Sachindra
Sachindra

Reputation: 6969

confused with mobile friendly websites or related

I read somewhere that once you log in here (http://skweezer.com/) and put the website url, we can get the way the site will appear on mobile browsers. I tried getting this url (http://sachindra149.wordpress.com/) and was baffled to see he way it looked.

1) Can anyone please let me know why is that so ??

2) Why such a major difference???

3) And also what needs to be done ...

keeping one thing in mind that I dont have the control over the web codes for the page as it is a blog.... Hope I am clear enough !!!!!!!!

Upvotes: 0

Views: 85

Answers (3)

Deepak Gupta
Deepak Gupta

Reputation: 11

I prefer checking them on real devices.

Chrome extension like this will help you vew your website on different screen sizes if there is a limit on devices.

Upvotes: 1

Aaron Digulla
Aaron Digulla

Reputation: 328556

First of all, it's not as bad as it looks. Mobile device have only very limited resources but they are much better today.

What you see on skweezer.com is just the raw text without CSS styling, tables and other complicated HTML. This way, the site loads much (!) faster and you only transfer a fraction of the data. Your original site needs 320KB, the skweezer version needs 50KB - less than 1/6th. Mobile browsing got much faster and cheaper but it's still many times slower and more expensive than on the desktop.

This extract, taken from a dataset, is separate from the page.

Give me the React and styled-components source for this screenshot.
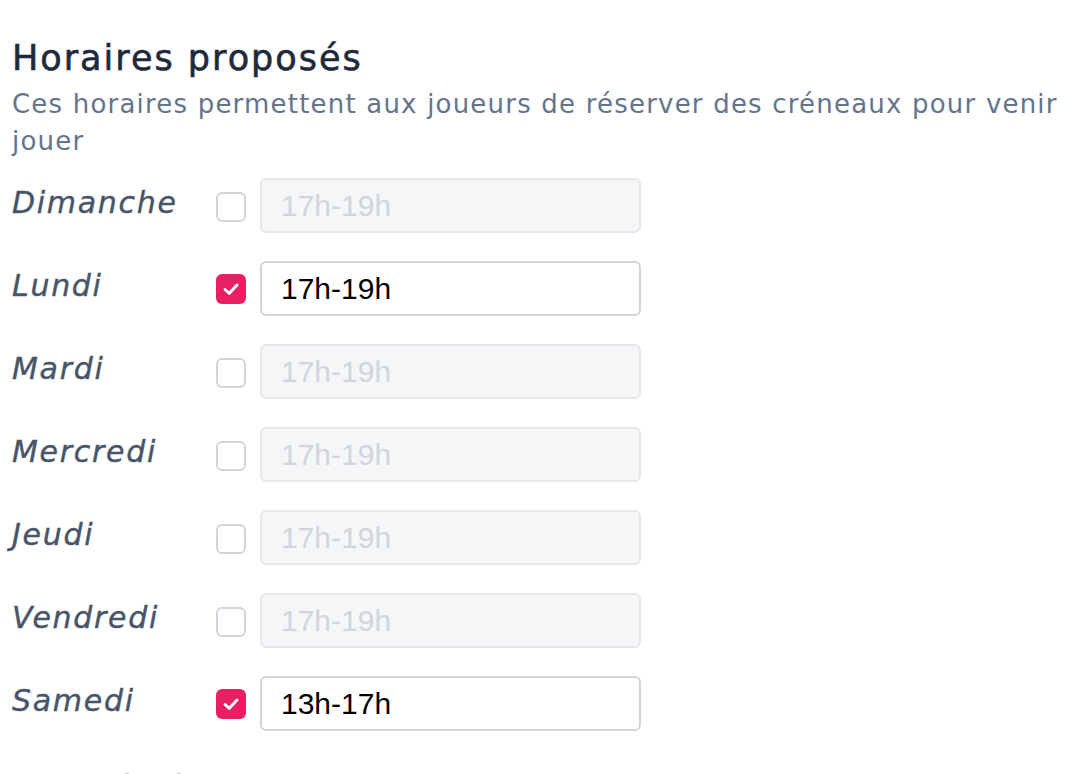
import styled, { createGlobalStyle } from 'styled-components';

const GlobalStyle = createGlobalStyle`
  body {
    margin: 0;
    background: #ffffff;
    font-family: "DejaVu Sans", "Noto Sans", sans-serif;
  }
`;

const Page = styled.div`
  padding: 36px 12px 0;
  height: 774px;
  box-sizing: border-box;
  overflow: hidden;
`;

const Title = styled.h2`
  margin: 0;
  font-size: 35px;
  font-weight: 400;
  letter-spacing: 2px;
  line-height: 44px;
  color: #1e293b;
  -webkit-text-stroke: 0.6px #1e293b;
`;

const Subtitle = styled.p`
  margin: 6px 0 18px;
  font-size: 26px;
  letter-spacing: 1.2px;
  line-height: 37px;
  color: #64748b;
`;

const Schedule = styled.div`
  display: flex;
  flex-direction: column;
  gap: 28px;
`;

const Row = styled.div`
  display: flex;
  align-items: flex-start;
`;

const DayLabel = styled.span`
  width: 192px;
  margin-right: 12px;
  padding-top: 7px;
  font-size: 30px;
  font-style: italic;
  letter-spacing: 1.7px;
  line-height: 36px;
  color: #475569;
  -webkit-text-stroke: 0.4px #475569;
`;

const Box = styled.span`
  width: 30px;
  height: 30px;
  margin: ${(p) => (p.$checked ? '13px 14px 0 0' : '14px 14px 0 0')};
  box-sizing: border-box;
  border-radius: 6px;
  display: flex;
  align-items: center;
  justify-content: center;
  flex-shrink: 0;
  border: ${(p) => (p.$checked ? 'none' : '2px solid #d1d5db')};
  background: ${(p) => (p.$checked ? '#e91e63' : '#ffffff')};
`;

const TimeInput = styled.input`
  width: 381px;
  height: 55px;
  box-sizing: border-box;
  padding: 0 19px;
  border-radius: 6px;
  border: 2px solid ${(p) => (p.disabled ? '#e5e7eb' : '#d1d5db')};
  background: ${(p) => (p.disabled ? '#f5f6f8' : '#ffffff')};
  font-family: "Liberation Sans", Arial, sans-serif;
  font-size: 30px;
  color: #000000;
  outline: none;

  &::placeholder {
    color: #d1d5db;
  }
`;

const NextTitle = styled(Title)`
  margin-top: 36px;
`;

const days = [
  { name: 'Dimanche', checked: false, value: '' },
  { name: 'Lundi', checked: true, value: '17h-19h' },
  { name: 'Mardi', checked: false, value: '' },
  { name: 'Mercredi', checked: false, value: '' },
  { name: 'Jeudi', checked: false, value: '' },
  { name: 'Vendredi', checked: false, value: '' },
  { name: 'Samedi', checked: true, value: '13h-17h' },
];

function Check() {
  return (
    <svg width="20" height="20" viewBox="0 0 20 20" fill="none">
      <polyline
        points="4,10.5 8.3,14.3 16,6"
        stroke="#ffffff"
        strokeWidth="3"
        strokeLinecap="round"
        strokeLinejoin="round"
      />
    </svg>
  );
}

export default function App() {
  return (
    <Page>
      <GlobalStyle />
      <Title>Horaires proposés</Title>
      <Subtitle>
        Ces horaires permettent aux joueurs de réserver des créneaux pour venir jouer
      </Subtitle>
      <Schedule>
        {days.map((d) => (
          <Row key={d.name}>
            <DayLabel>{d.name}</DayLabel>
            <Box $checked={d.checked}>{d.checked && <Check />}</Box>
            <TimeInput
              disabled={!d.checked}
              placeholder="17h-19h"
              defaultValue={d.value}
            />
          </Row>
        ))}
      </Schedule>
      <NextTitle>Description</NextTitle>
    </Page>
  );
}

As for what you can do about it: Not much. You could select a design which is optimized for mobile devices but to know how good it looks, you would need all mobile devices that access your site. I suggest to rely on the experience of the designers at Wordpress. Your site does look much better on most mobile devices.

Upvotes: 1

Quentin
Quentin

Reputation: 943142

It looks like it just dumps pages to text. That isn't a realistic view of what mobile browsers do these days. Unless you are explicitly developing websites for low end and old mobile devices, don't worry about it.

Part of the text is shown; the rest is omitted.